The second part was a bit more personal. I used to be a nurse, I did some work in a hospice and met a man who talked about how much pain he was in and wondered when he should stop the life extending but pain inducing treatment he was having. He also talked about how grateful he was that his wife, who had died five years earlier, did not feel pain. He said he had prayed that if there was pain to be felt, let it be given to him. And there he was remaining in pain. I imagined he felt that that was what loving her, still, looked like. I thought he was a noble man. And I found myself writing a sort of bargaining story.
What do you hope readers will come away with?
That is hard. It is, I believe, a funny book. It may sound a bit dark but if you write about dark stuff without being funny I think you run the risk of assaulting people with a great big lump of bleak and nobody needs that. So, I hope (and am told) readers come away having laughed in the company of people they like or find interesting or resonate in some way.
And I hope they are moved, stories are about connection, that seems to me to be a thing of the heart so I hope they are moved.
Do story ideas come to you while you’re swimming?
No, I wish they did. They do sometimes afterwards. I have been sea swimming for a long time and I think (and this comes up in the book) for me, the sea shows me how I am feeling. If I am preoccupied or irritable or sad or happy, that becomes clearer as I swim. So I don’t think swimming enables creative thinking, at least for me. Rather it reveals something about where I am at and what I am feeling.
While I would like to say that I clear my mind and something transcendental and profound happens when I swim, I actually tend toward quite a busy mind. If it’s winter I’m trying to judge how cold I am so I don’t over do it. If it’s summer (and bear in mind I live in Brighton), I’m trying not to bump into swimmers, paddle boarders, jet skis or jelly fish. If I’m not thinking about that, I’m trying to work out why my breathing is still rubbish, why my hips aren’t helping and what is wrong with my catch.

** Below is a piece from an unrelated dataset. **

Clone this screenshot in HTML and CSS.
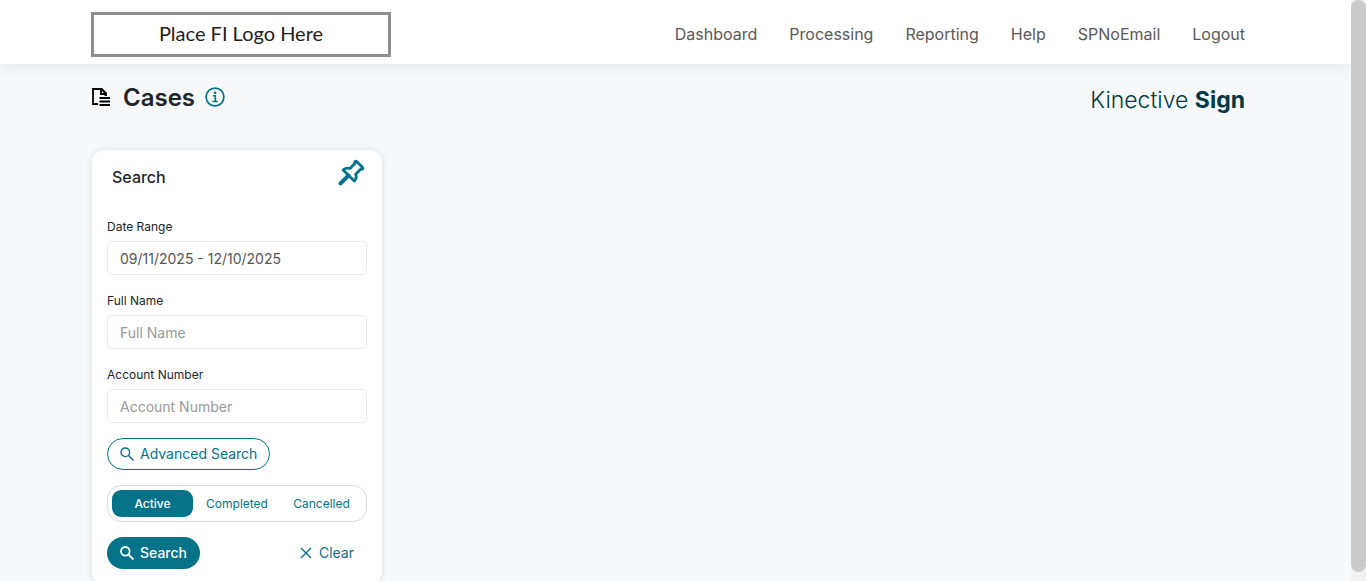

Tell us about your own relationship with the sea. How did you get into open water swimming, and what does it bring to your life?
The book is dedicated to a close friend who died of cancer. The conversations we had in the last months of his life around what constituted a life well lived leaked into the book quite a lot.
Many years ago we were working together, teaching nurses and we decided that a way of dealing with stress might be to get in the sea. We bought wet suits and bobbed around for a while, which suited him. He was a big, quite still man who loved boats (and being on the water) and also worked as a psychotherapist. I found the bobbing a little difficult, I wanted to swim. So I started swimming off and coming back like a child on an adventure.
Then I started trying to swim better so joined a group and did a few events, dressed in a wetsuit, a hood, two anoraks and a duvet. Then I did longer events in skins with other swimmers, and then we started chasing the cold to see what that was like. Before I knew it, the gateway drug that was bobbing around in neoprene became 0.3C in Iceland, a couple of ice kilometres and a dozen or more 10km events.
I’m part of a pod of like-minded swimmers. We are less driven by events or challenges now. Mainly we just swim, against the current first so we get a helping hand coming back. That community, gathering as it does around the sea and the physicality of swimming is wholly central to my life. I am told that comes out in the book, it’s not like I was trying to keep it a secret. I think the tone of the novel is established by my relationship with the sea swimming.
Mark’s new book Three Gifts (2023) is published by Epoque Press.